Mit Schriftsatz vom 27. Februar 2017 hat der Beklagte erklärt, die Bescheide vom 28. Januar 2011 und 24. März 2011 seien ersetzt worden durch die Bescheide vom 13. und 14. Juli 2011. Mit Schriftsatz vom 10. April 2017 hat er ergänzt, dass entsprechende Forderungsdaten aus dem Buchhaltungssystem entfernt worden seien.

Hinsichtlich des Sachverhalts im Übrigen wird auf die Prozessakte und die Sachakten des Beklagten verwiesen.

Entscheidungsgründe:

I. Das Gericht konnte nach § 155 Abs. 3, 4 und § 124 Abs. 2 Sozialgerichtsgesetz (SGG) durch den Berichterstatter ohne mündliche Verhandlung entscheiden.

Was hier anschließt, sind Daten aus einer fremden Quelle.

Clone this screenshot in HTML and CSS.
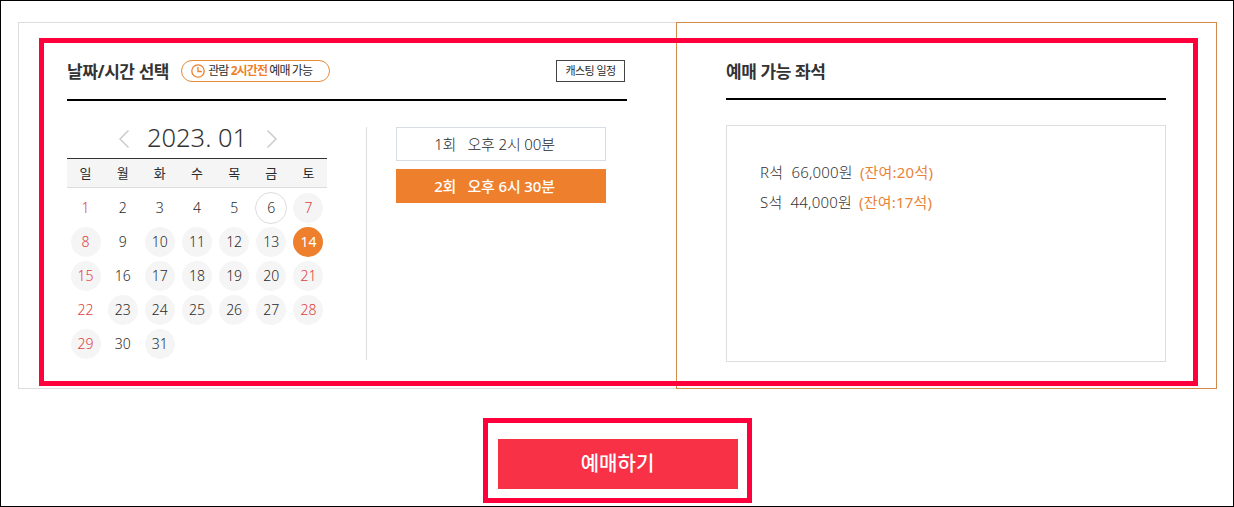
FILE: index.html
```html
<!doctype html>
<html lang="ko">
    <head>
        <meta charset="utf-8">
        <title>예매하기</title>
        <link rel="stylesheet" href="styles.css">
    </head>
    <body>
        <div class="page">

            <div class="booking">

                <div class="panel-date">
                    <div class="panel-head">
                        <h2 class="panel-title">날짜/시간 선택</h2>
                        <div class="notice">
                            <svg class="notice-icon" width="14" height="14" viewBox="0 0 14 14">
                                <circle cx="7" cy="7" r="6.200" fill="none" stroke="#ee7f2d" stroke-width="1.300"/>
                                <path d="M7 3V7.500H10.800" fill="none" stroke="#ee7f2d" stroke-width="1.300"/>
                            </svg>
                            <span class="notice-text">관람 <b>2시간전</b> 예매 가능</span>
                        </div>
                        <a class="btn-cast">캐스팅 일정</a>
                    </div>

                    <div class="panel-body">
                        <div class="calendar">
                            <div class="calendar-month">
                                <svg class="calendar-arrow" width="14" height="20" viewBox="0 0 14 20"><path d="M11.500 1.500 3 10l8.500 8.500" fill="none" stroke="#ccc" stroke-width="1.500"/></svg>
                                <span class="calendar-title">2023. 01</span>
                                <svg class="calendar-arrow" width="14" height="20" viewBox="0 0 14 20"><path d="M2.500 1.500 11 10l-8.500 8.500" fill="none" stroke="#ccc" stroke-width="1.500"/></svg>
                            </div>
                            <div class="calendar-week">
                                <span>일</span><span>월</span><span>화</span><span>수</span><span>목</span><span>금</span><span>토</span>
                            </div>
                            <div class="calendar-days">
                                <span class="day red">1</span>
                                <span class="day">2</span>
                                <span class="day">3</span>
                                <span class="day">4</span>
                                <span class="day">5</span>
                                <span class="day today">6</span>
                                <span class="day red on">7</span>

                                <span class="day red on">8</span>
                                <span class="day">9</span>
                                <span class="day on">10</span>
                                <span class="day on">11</span>
                                <span class="day on">12</span>
                                <span class="day on">13</span>
                                <span class="day selected">14</span>

                                <span class="day red on">15</span>
                                <span class="day">16</span>
                                <span class="day on">17</span>
                                <span class="day on">18</span>
                                <span class="day on">19</span>
                                <span class="day on">20</span>
                                <span class="day red on">21</span>

                                <span class="day red">22</span>
                                <span class="day on">23</span>
                                <span class="day on">24</span>
                                <span class="day on">25</span>
                                <span class="day on">26</span>
                                <span class="day on">27</span>
                                <span class="day red on">28</span>

                                <span class="day red on">29</span>
                                <span class="day">30</span>
                                <span class="day on">31</span>
                            </div>
                        </div>

                        <div class="times">
                            <a class="time">1회&nbsp;&nbsp; 오후 2시 00분</a>
                            <a class="time active">2회&nbsp;&nbsp; 오후 6시 30분</a>
                        </div>
                    </div>
                </div>

                <div class="panel-seat">
                    <div class="panel-head">
                        <h2 class="panel-title">예매 가능 좌석</h2>
                    </div>
                    <div class="seat-box">
                        <p class="seat">R석&nbsp; 66,000원 <em>(잔여:20석)</em></p>
                        <p class="seat">S석&nbsp; 44,000원 <em>(잔여:17석)</em></p>
                    </div>
                </div>

            </div>

            <div class="actions">
                <a class="btn-book">예매하기</a>
            </div>

            <!-- Red marks drawn over the capture -->
            <div class="mark mark-panel"></div>
            <div class="mark mark-button"></div>

        </div>
    </body>
</html>
```

FILE: styles.css
```css
* {
    box-sizing: border-box;
}

html,
body {
    margin: 0;
    padding: 0;
}

body {
    background: #fff;
    color: #2b2b2b;
    font-family: "Noto Sans", "Noto Sans CJK KR", sans-serif;
    font-weight: 300;
}

.page {
    position: relative;
    width: 1234px;
    height: 507px;
    padding: 21px 16px 0 17px;
    border: 1px solid #000;
    overflow: hidden;
}

.booking {
    display: flex;
    height: 367px;
}

.panel-date {
    display: flex;
    flex-direction: column;
    width: 658px;
    padding: 0 49px 0 48px;
    border: 1px solid #ddd;
    border-right: 0;
}

.panel-seat {
    width: 541px;
    padding: 0 50px 0 49px;
    border: 1px solid #d08a4a;
}

.panel-head {
    display: flex;
    align-items: center;
    height: 77px;
    padding-top: 20px;
    border-bottom: 2px solid #000;
}

.panel-date .panel-head {
    height: 78px;
    padding-bottom: 1px;
}

.panel-title {
    margin: 0;
    font-size: 17px;
    font-weight: 700;
    letter-spacing: -.4px;
    color: #333;
}

.notice {
    display: flex;
    align-items: center;
    width: 149px;
    height: 22px;
    margin-left: 12px;
    padding-left: 9px;
    border: 1px solid #e48b3c;
    border-radius: 11px;
}

.notice-icon {
    flex: none;
    margin-right: 3px;
}

.notice-text {
    font-size: 12px;
    font-weight: 400;
    letter-spacing: -.9px;
    line-height: 20px;
    white-space: nowrap;
}

.notice-text b {
    font-weight: 700;
    color: #ee7f2d;
}

.btn-cast {
    width: 69px;
    height: 22px;
    margin-left: auto;
    margin-right: 2px;
    border: 1px solid #444;
    font-size: 11px;
    font-weight: 400;
    line-height: 20px;
    letter-spacing: -.6px;
    text-align: center;
}

.panel-body {
    display: flex;
    align-items: flex-start;
    padding-top: 25px;
}

.calendar {
    width: 260px;
}

.calendar-month {
    display: flex;
    align-items: center;
    justify-content: center;
    height: 32px;
    padding-left: 2px;
}

.calendar-title {
    width: 134px;
    margin-top: -10px;
    padding-right: 2px;
    font-size: 25.500px;
    line-height: 32px;
    text-align: center;
    color: #333;
}

.calendar-arrow {
    margin-top: -6px;
}

.calendar-week {
    display: grid;
    grid-template-columns: repeat(7, 1fr);
    height: 30px;
    border-top: 1px solid #333;
    border-bottom: 1px solid #ddd;
    background: #f5f5f5;
    font-size: 13px;
    font-weight: 400;
    line-height: 28px;
    text-align: center;
}

.calendar-days {
    display: grid;
    grid-template-columns: repeat(7, 1fr);
    grid-auto-rows: 34px;
    justify-items: center;
    align-items: center;
    padding-top: 3px;
}

.day {
    width: 30px;
    height: 30px;
    border-radius: 50%;
    font-size: 14px;
    line-height: 30px;
    text-align: center;
}

.day.red {
    color: #dd4040;
}

.day.on {
    background: #f5f5f5;
}

.day.today {
    width: 32px;
    height: 32px;
    border: 1px solid #ddd;
}

.day.selected {
    background: #ee7f2d;
    color: #fff;
    font-weight: 400;
}

.times {
    width: 240px;
    height: 233px;
    margin-left: 39px;
    margin-top: 1px;
    padding-left: 29px;
    border-left: 1px solid #ddd;
}

.time {
    display: block;
    width: 210px;
    height: 34px;
    margin-bottom: 8px;
    padding-right: 13px;
    border: 1px solid #d8dde3;
    font-size: 15px;
    line-height: 32px;
    letter-spacing: -.15px;
    text-align: center;
}

.time.active {
    border-color: #ee7f2d;
    background: #ee7f2d;
    color: #fff;
    font-weight: 500;
}

.seat-box {
    height: 237px;
    margin-top: 25px;
    padding: 31px 33px;
    border: 1px solid #ddd;
}

.seat {
    margin: 0;
    font-size: 15px;
    line-height: 30px;
    letter-spacing: .2px;
    color: #333;
}

.seat em {
    margin-left: 3px;
    font-style: normal;
    font-weight: 400;
    color: #e8833a;
}

.actions {
    display: flex;
    justify-content: center;
    padding-top: 50px;
}

.btn-book {
    width: 240px;
    height: 50px;
    background: #f93146;
    color: #fff;
    font-size: 20px;
    font-weight: 500;
    line-height: 50px;
    text-align: center;
}

.mark {
    position: absolute;
    border: 5px solid #ff003c;
}

.mark-panel {
    left: 38px;
    top: 37px;
    width: 1159px;
    height: 348px;
}

.mark-button {
    left: 482px;
    top: 417px;
    width: 269px;
    height: 85px;
}
```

II. Die Berufung ist zulässig, hat aber in der Sache keinen Erfolg. Die Anfechtung der Bescheide vom 28. Januar 2011 und 24. März 2011 geht ins Leere, da diese Bescheide ersetzt worden sind durch die Bescheide vom 13. und 14. Juli 2011. Einer Entscheidung über den Überprüfungsantrag bedarf es nicht mehr; mit Bescheid vom 13. Juli 2011 sowie den beiden Bescheiden vom 14. Juli 2011 hat der Beklagte darüber entschieden. Das hat das Sozialgericht richtig gesehen und begründet. Der Senat verweist wegen der Einzelheiten der Begründung nach § 153 Abs. 2 SGG auf den angefochtenen Gerichtsbescheid.

Mit Blick auf das Berufungsvorbringen ist lediglich zu ergänzen, dass die Abtrennung des Verfahrens hinsichtlich der späteren Bescheide das Verständnis dieser Rechtslage möglicherweise erschwert hat, in der Sache aber unschädlich ist. Dass der Beklagte sich noch irgendwelcher Ansprüche aus den Bescheiden vom 28. Januar 2011 und 24. März 2011 berühmt, ist nach den schriftsätzlichen Erklärungen des Beklagten vom 27. Februar und 10. April 2017 ausgeschlossen.

III. Die Kostenentscheidung beruht auf § 193 SGG und entspricht dem Ausgang des Verfahrens.

Die Revision ist nicht nach § 160 Abs. 2 SGG zuzulassen, da kein Zulassungsgrund nach § 160 Abs. 2 Nr. 1 oder Nr. 2 SGG vorliegt.